The separate liquidity note says the parent still had two loans totaling about NIS 75 million due within the coming 12 months at year-end, and that one of them, around NIS 35 million, was repaid after the reporting date. So even after January 2026, the story remains one of bridge financing and careful parent-layer cash management, not one of abundant free cash.
Conclusion
The right way to read ISA from here is to separate two very different things: value created inside the projects, and cash that actually reaches the parent company. In 2025, the first one moved forward. The second moved only part of the way.

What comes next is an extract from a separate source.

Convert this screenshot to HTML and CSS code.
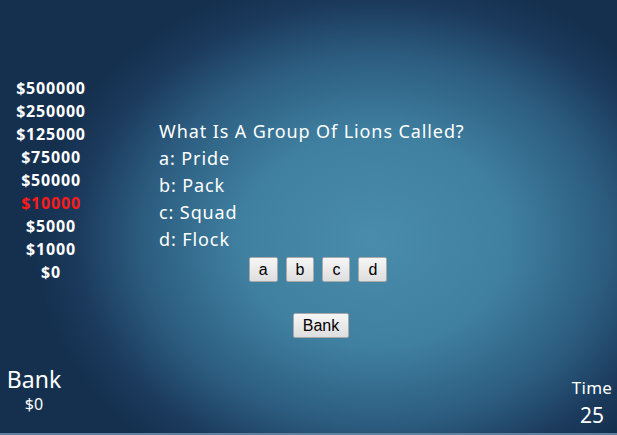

Mitzpe Jerusalem provided a real cash dividend, and that matters. But it sits against a tiny parent cash balance, non-cash dividends, high current obligations, and an equity increase that mostly accumulated in the minority-interest layer. January 2026 improved immediate liquidity through Bond A, but it did not remove the company's underlying dependence on turning project-level value into distributable upstream cash.
As of year-end 2025 and early 2026, ISA's bottleneck is therefore not asset value or the existence of profits. The bottleneck is the cash path. As long as that path remains narrow, better-looking group-level reporting will not automatically translate into the same level of financial freedom at the parent.